* THE PROBLEM
Exclude the pictures, then copy all remaining records exactly.
○ ○ ○ ○ ○ ○ ○
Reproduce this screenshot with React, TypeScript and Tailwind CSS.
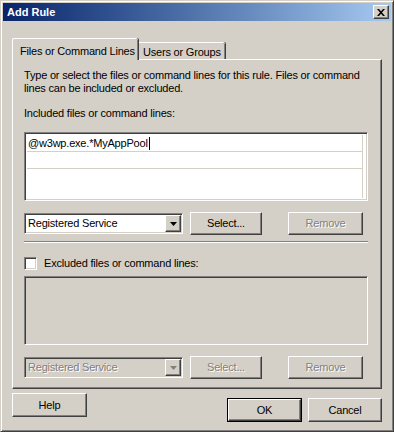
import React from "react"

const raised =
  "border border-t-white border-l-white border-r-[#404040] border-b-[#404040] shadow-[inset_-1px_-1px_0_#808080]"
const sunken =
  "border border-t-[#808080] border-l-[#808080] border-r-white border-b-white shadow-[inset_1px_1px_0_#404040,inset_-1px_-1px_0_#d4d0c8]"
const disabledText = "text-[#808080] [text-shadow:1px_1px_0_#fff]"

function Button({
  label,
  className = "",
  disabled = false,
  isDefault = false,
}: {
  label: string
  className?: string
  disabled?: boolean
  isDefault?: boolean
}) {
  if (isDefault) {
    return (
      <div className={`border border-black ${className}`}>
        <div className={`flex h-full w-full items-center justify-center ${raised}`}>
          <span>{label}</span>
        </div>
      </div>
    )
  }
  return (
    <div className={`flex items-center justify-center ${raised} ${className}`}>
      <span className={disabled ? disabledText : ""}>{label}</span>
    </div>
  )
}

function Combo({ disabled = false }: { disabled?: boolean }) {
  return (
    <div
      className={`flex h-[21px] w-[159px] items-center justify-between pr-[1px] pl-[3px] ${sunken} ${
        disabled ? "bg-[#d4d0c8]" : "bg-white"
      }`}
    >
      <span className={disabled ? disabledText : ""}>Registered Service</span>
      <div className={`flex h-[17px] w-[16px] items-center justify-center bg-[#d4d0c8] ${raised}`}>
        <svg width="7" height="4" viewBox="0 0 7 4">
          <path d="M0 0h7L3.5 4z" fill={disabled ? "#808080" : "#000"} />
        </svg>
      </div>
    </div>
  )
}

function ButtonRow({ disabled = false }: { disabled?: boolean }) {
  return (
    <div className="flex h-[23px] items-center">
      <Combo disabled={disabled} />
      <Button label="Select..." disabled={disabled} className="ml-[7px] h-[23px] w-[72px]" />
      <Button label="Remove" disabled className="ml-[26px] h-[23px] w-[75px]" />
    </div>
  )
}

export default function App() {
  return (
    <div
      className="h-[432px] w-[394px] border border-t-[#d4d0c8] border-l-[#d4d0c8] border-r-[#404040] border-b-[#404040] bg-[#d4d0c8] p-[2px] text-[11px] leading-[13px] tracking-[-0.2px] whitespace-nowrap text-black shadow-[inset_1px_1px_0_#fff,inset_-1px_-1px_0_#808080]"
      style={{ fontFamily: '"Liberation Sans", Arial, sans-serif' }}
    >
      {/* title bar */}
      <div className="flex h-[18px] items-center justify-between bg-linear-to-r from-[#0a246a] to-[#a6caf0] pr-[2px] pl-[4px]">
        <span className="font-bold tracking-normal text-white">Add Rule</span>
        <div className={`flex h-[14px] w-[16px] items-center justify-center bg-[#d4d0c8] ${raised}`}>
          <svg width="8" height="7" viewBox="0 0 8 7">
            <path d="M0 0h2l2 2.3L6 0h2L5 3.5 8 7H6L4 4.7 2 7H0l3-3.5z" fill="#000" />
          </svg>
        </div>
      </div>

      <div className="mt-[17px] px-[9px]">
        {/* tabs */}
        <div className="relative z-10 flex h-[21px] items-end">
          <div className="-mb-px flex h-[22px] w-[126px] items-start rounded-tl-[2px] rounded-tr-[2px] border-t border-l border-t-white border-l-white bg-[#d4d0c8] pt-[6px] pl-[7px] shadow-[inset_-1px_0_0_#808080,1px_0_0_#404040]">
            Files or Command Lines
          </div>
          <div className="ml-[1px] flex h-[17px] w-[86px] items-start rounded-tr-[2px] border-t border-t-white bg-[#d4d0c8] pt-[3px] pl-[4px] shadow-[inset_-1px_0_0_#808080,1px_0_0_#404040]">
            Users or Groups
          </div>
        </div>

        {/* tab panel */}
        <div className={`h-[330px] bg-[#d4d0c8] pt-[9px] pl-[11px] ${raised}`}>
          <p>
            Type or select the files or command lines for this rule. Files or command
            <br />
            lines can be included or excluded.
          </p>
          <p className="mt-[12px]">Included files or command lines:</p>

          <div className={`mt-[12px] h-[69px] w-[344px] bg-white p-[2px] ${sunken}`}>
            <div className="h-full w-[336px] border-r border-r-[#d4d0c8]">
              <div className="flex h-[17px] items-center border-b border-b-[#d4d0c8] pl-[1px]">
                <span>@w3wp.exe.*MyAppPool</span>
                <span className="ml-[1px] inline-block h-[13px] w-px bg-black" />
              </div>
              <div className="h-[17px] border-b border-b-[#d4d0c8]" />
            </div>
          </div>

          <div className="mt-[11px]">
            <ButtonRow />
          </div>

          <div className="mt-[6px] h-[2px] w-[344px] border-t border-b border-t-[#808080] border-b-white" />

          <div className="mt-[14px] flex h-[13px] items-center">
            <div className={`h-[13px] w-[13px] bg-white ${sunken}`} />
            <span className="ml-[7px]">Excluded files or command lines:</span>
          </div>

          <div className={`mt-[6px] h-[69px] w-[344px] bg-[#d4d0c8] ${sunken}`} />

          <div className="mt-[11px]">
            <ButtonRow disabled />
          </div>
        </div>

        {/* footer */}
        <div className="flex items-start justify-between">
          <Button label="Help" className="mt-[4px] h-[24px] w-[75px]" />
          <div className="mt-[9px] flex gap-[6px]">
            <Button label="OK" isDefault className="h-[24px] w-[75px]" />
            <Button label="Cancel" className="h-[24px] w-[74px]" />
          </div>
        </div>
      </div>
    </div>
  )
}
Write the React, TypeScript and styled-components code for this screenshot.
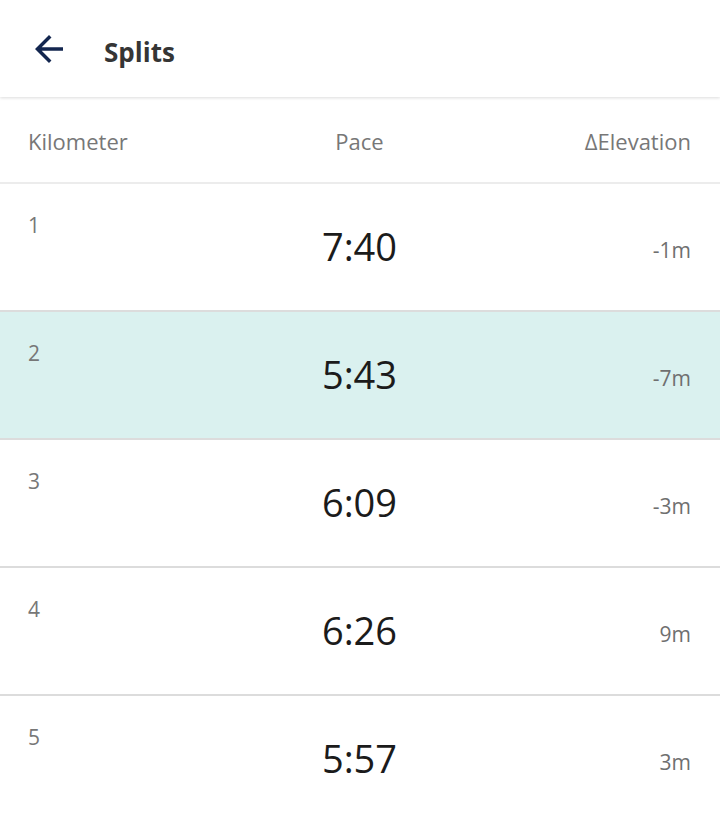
○ ○ ○ ○ ○ ○ ○
* SOLVED PROBLEM
Reproduce this screenshot with React, TypeScript and Tailwind CSS.
import React from "react"

const raised =
  "border border-t-white border-l-white border-r-[#404040] border-b-[#404040] shadow-[inset_-1px_-1px_0_#808080]"
const sunken =
  "border border-t-[#808080] border-l-[#808080] border-r-white border-b-white shadow-[inset_1px_1px_0_#404040,inset_-1px_-1px_0_#d4d0c8]"
const disabledText = "text-[#808080] [text-shadow:1px_1px_0_#fff]"

function Button({
  label,
  className = "",
  disabled = false,
  isDefault = false,
}: {
  label: string
  className?: string
  disabled?: boolean
  isDefault?: boolean
}) {
  if (isDefault) {
    return (
      <div className={`border border-black ${className}`}>
        <div className={`flex h-full w-full items-center justify-center ${raised}`}>
          <span>{label}</span>
        </div>
      </div>
    )
  }
  return (
    <div className={`flex items-center justify-center ${raised} ${className}`}>
      <span className={disabled ? disabledText : ""}>{label}</span>
    </div>
  )
}

function Combo({ disabled = false }: { disabled?: boolean }) {
  return (
    <div
      className={`flex h-[21px] w-[159px] items-center justify-between pr-[1px] pl-[3px] ${sunken} ${
        disabled ? "bg-[#d4d0c8]" : "bg-white"
      }`}
    >
      <span className={disabled ? disabledText : ""}>Registered Service</span>
      <div className={`flex h-[17px] w-[16px] items-center justify-center bg-[#d4d0c8] ${raised}`}>
        <svg width="7" height="4" viewBox="0 0 7 4">
          <path d="M0 0h7L3.5 4z" fill={disabled ? "#808080" : "#000"} />
        </svg>
      </div>
    </div>
  )
}

function ButtonRow({ disabled = false }: { disabled?: boolean }) {
  return (
    <div className="flex h-[23px] items-center">
      <Combo disabled={disabled} />
      <Button label="Select..." disabled={disabled} className="ml-[7px] h-[23px] w-[72px]" />
      <Button label="Remove" disabled className="ml-[26px] h-[23px] w-[75px]" />
    </div>
  )
}

export default function App() {
  return (
    <div
      className="h-[432px] w-[394px] border border-t-[#d4d0c8] border-l-[#d4d0c8] border-r-[#404040] border-b-[#404040] bg-[#d4d0c8] p-[2px] text-[11px] leading-[13px] tracking-[-0.2px] whitespace-nowrap text-black shadow-[inset_1px_1px_0_#fff,inset_-1px_-1px_0_#808080]"
      style={{ fontFamily: '"Liberation Sans", Arial, sans-serif' }}
    >
      {/* title bar */}
      <div className="flex h-[18px] items-center justify-between bg-linear-to-r from-[#0a246a] to-[#a6caf0] pr-[2px] pl-[4px]">
        <span className="font-bold tracking-normal text-white">Add Rule</span>
        <div className={`flex h-[14px] w-[16px] items-center justify-center bg-[#d4d0c8] ${raised}`}>
          <svg width="8" height="7" viewBox="0 0 8 7">
            <path d="M0 0h2l2 2.3L6 0h2L5 3.5 8 7H6L4 4.7 2 7H0l3-3.5z" fill="#000" />
          </svg>
        </div>
      </div>

      <div className="mt-[17px] px-[9px]">
        {/* tabs */}
        <div className="relative z-10 flex h-[21px] items-end">
          <div className="-mb-px flex h-[22px] w-[126px] items-start rounded-tl-[2px] rounded-tr-[2px] border-t border-l border-t-white border-l-white bg-[#d4d0c8] pt-[6px] pl-[7px] shadow-[inset_-1px_0_0_#808080,1px_0_0_#404040]">
            Files or Command Lines
          </div>
          <div className="ml-[1px] flex h-[17px] w-[86px] items-start rounded-tr-[2px] border-t border-t-white bg-[#d4d0c8] pt-[3px] pl-[4px] shadow-[inset_-1px_0_0_#808080,1px_0_0_#404040]">
            Users or Groups
          </div>
        </div>

        {/* tab panel */}
        <div className={`h-[330px] bg-[#d4d0c8] pt-[9px] pl-[11px] ${raised}`}>
          <p>
            Type or select the files or command lines for this rule. Files or command
            <br />
            lines can be included or excluded.
          </p>
          <p className="mt-[12px]">Included files or command lines:</p>

          <div className={`mt-[12px] h-[69px] w-[344px] bg-white p-[2px] ${sunken}`}>
            <div className="h-full w-[336px] border-r border-r-[#d4d0c8]">
              <div className="flex h-[17px] items-center border-b border-b-[#d4d0c8] pl-[1px]">
                <span>@w3wp.exe.*MyAppPool</span>
                <span className="ml-[1px] inline-block h-[13px] w-px bg-black" />
              </div>
              <div className="h-[17px] border-b border-b-[#d4d0c8]" />
            </div>
          </div>

          <div className="mt-[11px]">
            <ButtonRow />
          </div>

          <div className="mt-[6px] h-[2px] w-[344px] border-t border-b border-t-[#808080] border-b-white" />

          <div className="mt-[14px] flex h-[13px] items-center">
            <div className={`h-[13px] w-[13px] bg-white ${sunken}`} />
            <span className="ml-[7px]">Excluded files or command lines:</span>
          </div>

          <div className={`mt-[6px] h-[69px] w-[344px] bg-[#d4d0c8] ${sunken}`} />

          <div className="mt-[11px]">
            <ButtonRow disabled />
          </div>
        </div>

        {/* footer */}
        <div className="flex items-start justify-between">
          <Button label="Help" className="mt-[4px] h-[24px] w-[75px]" />
          <div className="mt-[9px] flex gap-[6px]">
            <Button label="OK" isDefault className="h-[24px] w-[75px]" />
            <Button label="Cancel" className="h-[24px] w-[74px]" />
          </div>
        </div>
      </div>
    </div>
  )
}
Write the React, TypeScript and styled-components code for this screenshot.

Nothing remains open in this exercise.